In the beginning, Marc enlisted the help of Colin Newman from the Wire to help produce Sonoko’s debut. Things were going OK, but something was missing. Sonoko pointedly figured out that what was missing from Colin’s production was an acceptance of what she wanted to put forward, a certain “sexyness” that can be charming. While the whisper voice might not have been appropriate for the pretty-angular music of Colin, Marc realized that by resurrecting Aksak Maboul with Vincent Kenis, and helping Sonoko, musically, out, they could get closer to the atmosphere Sonoko was after. Marc would finance Sonoko to stay in Brussels, for as long as needed, and try once more, fully aware that they both as Belgians, could understandably be more in tune/appreciative/aware of that Francophonic feel she couldn’t quite elucidate.
Using some of the work done with Colin as a base, Sonoko and Aksak Maboul would soften the earlier edges, making them far more delicate and personal than before. Vocal takes were redone with Sonoko taking on a more breathy tone, while Vincent would redo many parts shifting harder instruments over, placing more emphasis on the warmer, acoustic ones rather than those that break up the dreamy atmosphere. Now, if you’re able to transform a song like David Lynch’s “In Heaven (Lady In The Radiator Song)” into “heaven”, like they would in La Débutante, you can hear how close they get to the spirit of Leonora Carrington’s original poem — a beast using beauty to push the pull of both.
“Balcony Scene” introduces you to this world. Sonoko winds her music box, waiting to whisper lines from Shakespeare’s Romeo and Juliet. Affecting some gorgeous in between “culture”, as Gallic as it is Japanese, it’s Old Europe reimagined through a sublimated impulse from someone deeply infatuated with it, far from it. That’s where the purpose and the beauty of the album will play out from.
Divided in two, the A-side of this album (Heaven Side) would feature songs that, appropriately enough, were appropriately airy, dreamy, floating, and more challenging (conceptually). The B-Side (Garden Side) would feature songs that were more pastoral, more defined, more in the spirit of what moved her (with most songs being covers or reinterpretations of others works).
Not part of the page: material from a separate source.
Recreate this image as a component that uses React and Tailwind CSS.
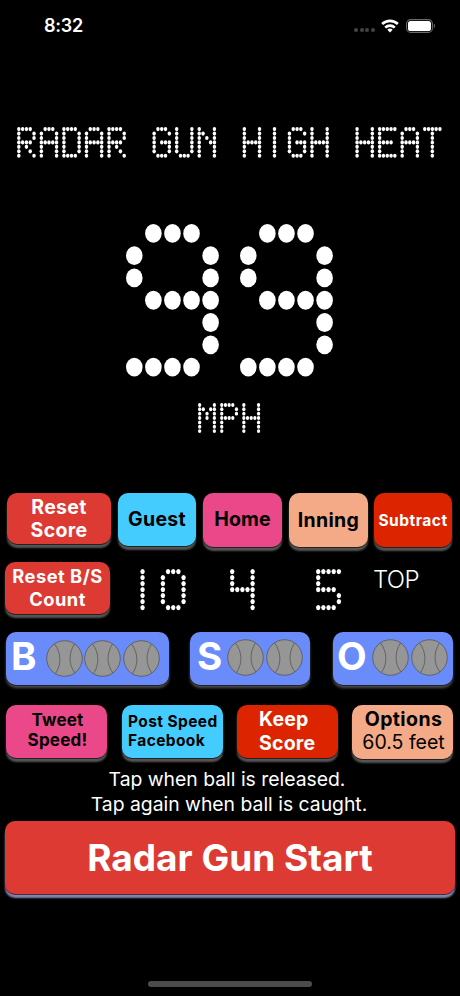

Appropriately, La Débutante’s A-Side was defined by all the songs, nearly all Sonoko originals, that sound exactly as the pink, pink, pink music Sonoko was after — white light tempered by a lot of red.
A highlight, “Souvenir De La Mer” pictures post-punk music as a vehicle for nostalgia. Where you would hear distortion before, now you’d hear softer music work its magic around its classic angularity. If you’ve heard of Mio Fou, instant spiritual links can be made. “In Heaven” finds the catholic epiphany somewhat hidden in the original, via an astounding organ recital. Even Lynch would have batted an eye seeing the beauty in this spirited surrealism.
Personally the highlight for me, “Wedding with God (a Nijinski)” strikes the perfect balance of naivety and profoundness I’ve heard on rare occasion. The second, greatest ode to this masterful dancer, not made by Marc Bolan, captures the delicate movement between light and gray that art itself always seems to capture better than only mere words could, on paper. Originally, a composition by a young boy from Osaka, “Marto”, it’s heartspun/heartfelt mix of Durutti Column’esque impressionist/minimal guitar pastorale was aggrandized with all these wonderful touches of dreamy folk arrangements, recalling the gorgeous bits from the Beatles’ Abbey Road. Is it any wonder that Gilles Martin, who recorded all of this beauty, would do his best to strike the notes his father would have, here?
As glimmers of New Europe caps this side, via Sonoko’s choral reworking of Gabriel Fauré’s epic miniature “Requiem”, one has gone through enough worthy originals that are just as thoughtful and surprisingly varied. Singing in Japanese, French, English and Latin, phrasing in whispers and spirited harmonies — you forget that this was written in 1888 and recorded a century later, drifting timeless as these two pieces remain.
As memories of Donovan’s spiritual twin “A Gift From A Flower To A Garden” whiz by me, I am reminded of his idea of dividing the music on his album into two sides: one for the grown-ups and one for the kids. Although, both sides are equally as inspired, there’s just something about the one for kids that forever hits you, right in that spot, where you can always return to. Sonoko dreams a little different, though. Here, you get glimpses of the child on both sides. When you hear Suicide’s “Cheree” laid bare as the love song it always fainted to not be, who can fault Sonoko for finding a way to suss out the power of love, in anything that threatens to black out. It’s a very small, childish thought to entertain at first, but the more you practice it, the grander it’s scope seems to matter.
Although, this album would never turn Sonoko into a star, Sonoko, rightfully, conceded (as seen in all labor of love) that if it takes time to make at least one great piece of work, then time it shall take. Rightfully, she’s never been one to rush a masterpiece. Just this past year we’ve heard inklings of a new beginning for her. Living her life, finally after, what 30-odd years? She’s ready for her next masterpiece. As for now, it’s spring, the perfect time to remember her debut.